Besides, either way, you're absolutely right that Wilde ironically mocks both ideals and exposes the ambiguities and contradictions to which they inevitably give rise. Sincerity or authenticity, authenticity or sincerity - let's call the whole thing off and pull up a couple of deckchairs in Eastbourne.

PS: As for honesty always being described in terms of brutality, this is probably just a cliché - unless, of course, we imagine the truth as something terrible (as, arguably, Lawrence himself imagines it; thus his insistence that when one speaks sincerely, one does so with the voice of a demon).


II: Baa, Baa, Black Sheep etc. [See: Separating the Black Sheep from the Scapegoats]

Despite the language drawn from analytic psychology, which, as you know, is anathema to me, I liked your reading of the black sheep as one who exists "in a state of ambivalent internal exile within the family constellation".

That's kind of how I feel: and, I suspect, kind of how you feel too. Indeed, this is probably a common feeling amongst all those who envy orphans and know that the most beautiful words in the world are those spoken by Meursault: Aujourd'hui, maman est morte.        

You're absolutely right to remind us of the scapegoat as a pharmakon (or, more accurately, a pharmakós); i.e., the unfortunate individual (often a slave, a cripple, or a criminal) either driven into exile, or ritualistically sacrificed in order to redeem the community and save it from disaster (be it plague, famine, or invasion).

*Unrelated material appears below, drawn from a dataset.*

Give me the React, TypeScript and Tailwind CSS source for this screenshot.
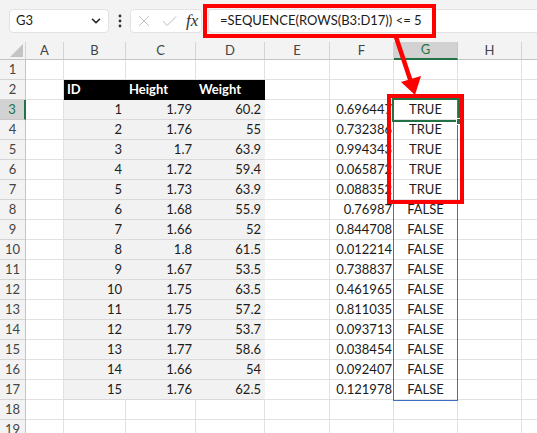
import { Check, ChevronDown, X } from "lucide-react";

const letters = ["A", "B", "C", "D", "E", "F", "G", "H", "I"];
const widths = [
  "w-[38px]",
  "w-[62px]",
  "w-[70px]",
  "w-[69px]",
  "w-[65px]",
  "w-[64px]",
  "w-[64px]",
  "w-[64px]",
  "w-[64px]",
];

// id, height, weight, random
const data: [number, string, string, string][] = [
  [1, "1.79", "60.2", "0.696447"],
  [2, "1.76", "55", "0.732386"],
  [3, "1.7", "63.9", "0.994343"],
  [4, "1.72", "59.4", "0.065872"],
  [5, "1.73", "63.9", "0.088352"],
  [6, "1.68", "55.9", "0.76987"],
  [7, "1.66", "52", "0.844708"],
  [8, "1.8", "61.5", "0.012214"],
  [9, "1.67", "53.5", "0.738837"],
  [10, "1.75", "63.5", "0.461965"],
  [11, "1.75", "57.2", "0.811035"],
  [12, "1.79", "53.7", "0.093713"],
  [13, "1.77", "58.6", "0.038454"],
  [14, "1.66", "54", "0.092407"],
  [15, "1.76", "62.5", "0.121978"],
];

type CellInfo = { text?: string; cls: string };

function rowCells(r: number): CellInfo[] {
  const cells: CellInfo[] = letters.map(() => ({
    cls: "border-r-[#e1e1e1] border-b-[#e1e1e1]",
  }));
  if (r === 2) {
    ["ID", "Height", "Weight"].forEach((t, i) => {
      cells[i + 1] = {
        text: t,
        cls: "bg-black border-r-black border-b-black text-white font-bold pl-[3px]",
      };
    });
  }
  const d = data[r - 3];
  if (d) {
    [String(d[0]), d[1], d[2]].forEach((t, i) => {
      cells[i + 1] = {
        text: t,
        cls: "bg-[#f2f2f2] border-r-[#f2f2f2] border-b-[#d9d9d9] justify-end pr-[3px]",
      };
    });
    cells[5] = {
      text: d[3],
      cls: "border-r-[#e1e1e1] border-b-[#e1e1e1] justify-end pr-[1px]",
    };
    cells[6] = {
      text: r <= 7 ? "TRUE" : "FALSE",
      cls: "border-r-[#e1e1e1] border-b-[#e1e1e1] justify-center",
    };
  }
  return cells;
}

function Row({ r }: { r: number }) {
  const active = r === 3;
  return (
    <div className="flex h-[20px]">
      <div
        className={
          active
            ? "w-[26px] shrink-0 flex items-center justify-center bg-[#d2d2d2] border-b border-b-[#c6c6c6] border-r-2 border-r-[#217346] text-[#217346]"
            : "w-[26px] shrink-0 flex items-center justify-center bg-[#f3f3f3] border-b border-b-[#d4d4d4] border-r border-r-[#c4c4c4] text-[#444]"
        }
      >
        {r}
      </div>
      {rowCells(r).map((c, i) => (
        <div
          key={i}
          className={`${widths[i]} shrink-0 flex items-center overflow-hidden whitespace-nowrap border-r border-b text-[#1b1b1b] ${c.cls}`}
        >
          {c.text}
        </div>
      ))}
    </div>
  );
}

export default function App() {
  const rows = Array.from({ length: 19 }, (_, i) => i + 1);
  return (
    <div className="relative w-[537px] h-[433px] overflow-hidden bg-white font-[Lato,sans-serif] text-[13px]">
      {/* formula bar */}
      <div className="h-[42px] bg-[#f3f3f3] flex items-start pt-[9px] pl-[9px]">
        <div className="w-[100px] h-[24px] shrink-0 bg-white rounded-[4px] border border-[#e2e2e2] flex items-center justify-between pl-[6px] pr-[5px] text-[#1b1b1b]">
          <span>G3</span>
          <ChevronDown size={14} strokeWidth={2.8} className="text-[#222]" />
        </div>
        <div className="w-[21px] h-[24px] shrink-0 flex items-center justify-center">
          <svg width="4" height="14" viewBox="0 0 4 14">
            <circle cx="2" cy="2" r="1.4" fill="#333" />
            <circle cx="2" cy="7" r="1.4" fill="#333" />
            <circle cx="2" cy="12" r="1.4" fill="#333" />
          </svg>
        </div>
        <div className="w-[72px] h-[24px] shrink-0 bg-white rounded-[4px] border border-[#e2e2e2] flex items-center pl-[4px] gap-[7px]">
          <X size={18} strokeWidth={1.2} className="text-[#b8b8b8]" />
          <Check size={19} strokeWidth={1.2} className="text-[#b8b8b8]" />
          <span className="font-['Liberation_Serif',serif] italic text-[17px] leading-none text-[#333] -mt-[2px]">
            fx
          </span>
        </div>
        <div className="ml-[6px] flex-1 h-[24px] bg-white rounded-l-[4px] border border-r-0 border-[#e2e2e2] flex items-center pl-[11px] text-[#1b1b1b] whitespace-nowrap">
          =SEQUENCE(ROWS(B3:D17)) &lt;= 5
        </div>
      </div>

      {/* column headers */}
      <div className="flex h-[18px]">
        <div className="w-[26px] shrink-0 bg-[#f3f3f3] border-r border-b border-r-[#d4d4d4] border-b-[#c4c4c4] flex items-end justify-end pr-[2px] pb-[2px]">
          <svg width="13" height="13" viewBox="0 0 13 13">
            <polygon points="13,0 13,13 0,13" fill="#c4c4c4" />
          </svg>
        </div>
        {letters.map((l, i) =>
          l === "G" ? (
            <div
              key={l}
              className={`${widths[i]} shrink-0 flex items-center justify-center bg-[#d2d2d2] border-r border-r-[#c6c6c6] border-b-2 border-b-[#217346] text-[#217346]`}
            >
              {l}
            </div>
          ) : (
            <div
              key={l}
              className={`${widths[i]} shrink-0 flex items-center justify-center bg-[#f3f3f3] border-r border-b border-r-[#d4d4d4] border-b-[#c4c4c4] text-[#444]`}
            >
              {l === "I" ? null : l}
            </div>
          )
        )}
      </div>

      {/* sheet */}
      {rows.map((r) => (
        <Row key={r} r={r} />
      ))}

      {/* spill range outline */}
      <div className="absolute left-[393px] top-[99px] w-[65px] h-[302px] border border-[#3c6fc2]" />
      {/* active cell */}
      <div className="absolute left-[392px] top-[98px] w-[68px] h-[24px] border-2 border-[#217346]" />
      <div className="absolute left-[456px] top-[118px] w-[7px] h-[7px] bg-[#217346] border border-white" />

      {/* callouts */}
      <div className="absolute left-[203px] top-[4px] w-[233px] h-[34px] border-4 border-[#ff0000]" />
      <div className="absolute left-[387px] top-[94px] w-[77px] h-[110px] border-4 border-[#ff0000]" />
      <svg className="absolute left-0 top-0" width="537" height="433">
        <line x1="396" y1="37" x2="411" y2="82" stroke="#ff0000" strokeWidth="4.5" />
        <polygon points="415,95 401,82 421,76" fill="#ff0000" />
      </svg>
    </div>
  );
}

I was interested, also, to read your take on René Girard's work on mimetic desire and his development of the so-called scapegoat mechanism. Your brilliant description of him "dragging the ancient Jewish scapegoat bleating and whimpering out of Leviticus into a libidinally saturated post-psychological age", made me smile and wish that I could write sentences like that.

And yes, as you rightly conclude, whether its Jews, queers, witches, or communists, history demonstrates that the scapegoat mechanism "is gloomily indispensable and only the targets change".

PS: I'm not entirely sure I understood the part about Christ and the redemption of desire, but, I suppose the story of Jesus is the ne plus ultra when it comes to scapegoat mythology. His attempt to universalise the idea and redeem all of humanity via his sacrifice could only ever fail. And his resurrection surely defeats the whole point, exposing the fraudulence not only of the scapegoat mechanism, but also lying at the heart of Christianity. If he died for our sins, then the Nazarene should at least have had the decency to stay dead.